It is not too much, even, to say, "You must see more than you say." True vividness is lent by a background of picture realised by the listener beyond what you tell him. Children see, as a rule, no image you do not see; they see most clearly what you see most largely. Draw, then, from a full well, not from a supply so low that the pumps wheeze at every pull.
Dramatic power of the reasonably quiet and suggestive type demanded for telling a story will come pretty surely in the train of effort along these lines; it follows the clear concept and sincerity in imparting it, and is a natural consequence of the visualising imagination.

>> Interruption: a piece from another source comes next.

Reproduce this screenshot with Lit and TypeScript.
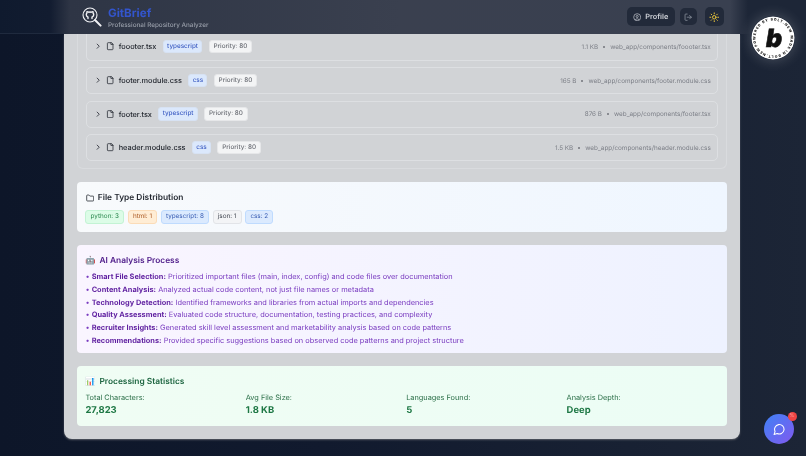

It is inextricably bound up, also, with the causes and results of the quality which finds place in my final injunction, to tell your story with zest. It might almost be assumed that the final suggestion renders the preceding one superfluous, so direct is the effect of a lively interest on the dramatic quality of a narration; but it would not of itself be adequate; the necessity of visualising imagination is paramount. Zest is, however, a close second to this clearness of mental vision. It is entirely necessary to be interested in your own story, to enjoy it as you tell it. If you are bored and tired, the children will soon be bored and tired, too. If you are not interested your manner cannot get that vitalised spontaneity which makes dramatic power possible. Nothing else will give that relish on the lips, that gusto, which communicates its joy to the audience and makes it receptive to every impression. I used to say to teachers, "Tell your story with all your might," but I found that this by a natural misconception was often interpreted to mean "laboriously." And of course nothing is more injurious to the enjoyment of an audience than obvious effort on the part of the entertainer. True zest can be—often is—extremely quiet, but it gives a savour nothing else can impart.
"But how, at the end of a hard morning's work, can I be interested in a story I have told twenty times before?" asks the kindergarten or primary teacher, not without reason.
There are two things to be said. The first is a reminder of the wisdom of choosing stories in which you originally have interest; and of having a store large enough to permit variety. The second applies to those inevitable times of weariness which attack the most interested and well-stocked story-teller. You are, perhaps, tired out physically. You have told a certain story till it seems as if a repetition of it must produce bodily effects dire to contemplate, yet that happens to be the very story you must tell. What can you do? I answer, "Make believe." The device seems incongruous with the repeated warnings against pretence; but it is necessary, and it is wise. Pretend as hard as ever you can to be interested. And the result will be—before you know it—that you will be interested. That is the chief cause of the recommendation; it brings about the result it simulates. Make believe, as well as you know how, and the probability is that you will not even know when the transition from pretended to real interest comes.
And fortunately, the children never know the difference. They have not that psychological infallibility which is often attributed to them. They might, indeed, detect a pretence which continued through a whole tale; but that is so seldom necessary that it needs little consideration.
So then: enjoy your story; be interested in it,—if you possibly can; and if you cannot, pretend to be, till the very pretence brings about the virtue you have assumed.
There is much else which might be said and urged regarding the method of story-telling, even without encroaching on the domain of personal variations. A whole chapter might, for example, be devoted to voice and enunciation, and then leave the subject fertile. But voice and enunciation are after all merely single manifestations of degree and quality of culture, of taste, and of natural gift. No set rules can bring charm of voice and speech to a person whose feeling and habitual point of view are fundamentally wrong; the person whose habitual feeling and mental attitude are fundamentally right needs few or no rules. As the whole matter of story-telling is in the first instance an expression of the complex personal product, so will this feature of it vary in perfection according to the beauty and culture of the human mechanism manifesting it.
A few generally applicable suggestions may, however, be useful,—always assuming the story-teller to have the fundamental qualifications of fine and wholesome habit. These are not rules for the art of speaking; they are merely some practical considerations regarding speaking to an audience.
First, I would reiterate my earlier advice, be simple. Affectation is the worst enemy of voice and enunciation alike. Slovenly enunciation is certainly very dreadful, but the unregenerate may be pardoned if they prefer it to the affected mouthing which some over-nice people without due sense of values expend on every syllable which is so unlucky as to fall between their teeth.